Pratiquement tout le premier volume de cette autobiographie est consacré à l’école ; le deuxième au lycée Tarek ibn Zyad d’Azrou où Sabia passe 3 années d’internat ; trois années décrites de façon minutieuse, avec ses hauts et ses bas, ses rires et ses larmes, ses ennuis et ses passions, ses premières amours et ses désillusions, ses réussites et ses échecs. Sabia a choisi, surtout dans le 2e volume, de construire son texte sur une succession d’anecdotes aussi succulentes les unes que les autres. Il n’a pas respecté pour cela la chronologie des événements ; il nous les livre au gré de sa mémoire tantôt trouée, tantôt tatouée. Ce qui convertit le récit en une multitude de digressions qui loin de le déconstruire lui ajoute un attrait supplémentaire. Tout cela servi dans un plat bon enfant. L’autodérision étant le maître-mot, l’auteur s’y adonne à cœur joie ; se reprenant sans cesse (aussi bien dans le corps du texte que dans les notes de bas de page), riant de sa propre érudition, s’excusant malicieusement de l’emploi de citations savantes, parodiant quelques tournures phrastiques vieillottes ; un auteur aussi qui a une propension jubilatoire, peut-être cathartique ou tout simplement espiègle, à sous-estimer ses capacités, à dénigrer son physique, à afficher ses complexes , à user de façon parfois ostentatoire de l’ironie et du sarcasme contre sa propre personne… Bref, un auteur qui ne se prend jamais au sérieux, mais qui nous parle de sujets extrêmement sérieux ; car il s’agit, ne l’oublions pas, de rendre compte de sa vie à sa propre fille afin que celle-ci comprenne ce qui a forgé la personnalité de son père.

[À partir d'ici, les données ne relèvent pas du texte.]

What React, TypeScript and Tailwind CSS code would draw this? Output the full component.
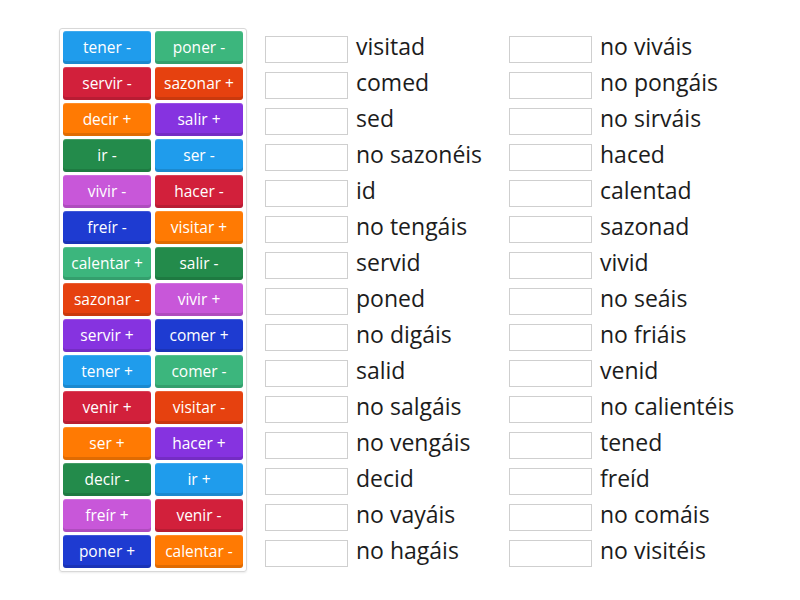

Ainsi faisons-nous alterner les jours est une autobiographie à lire, absolument, non seulement pour la beauté du style, mais aussi pour découvrir que derrière l’histoire personnelle de Sabia, il y a l’histoire de toute une génération du Maroc profond qui a beaucoup souffert, qui n’a jamais marchandé sa dignité, qui n’a jamais renié ses origines, qui n’a pas baissé les bras, qui n’a pas été pleurnicharde encore moins nombriliste, qui, contre vents et marées, a réussi sa carrière et est devenue une référence pour les autres. Elle mérite pour cela tout notre respect et notre hommage.

Cela dit, sachant que le 2e volume s’achève sur l’obtention du Baccalauréat, nous sommes impatients de lire la suite qui sera, à n’en pas douter, encore plus sarcastique, mais oh combien instructive.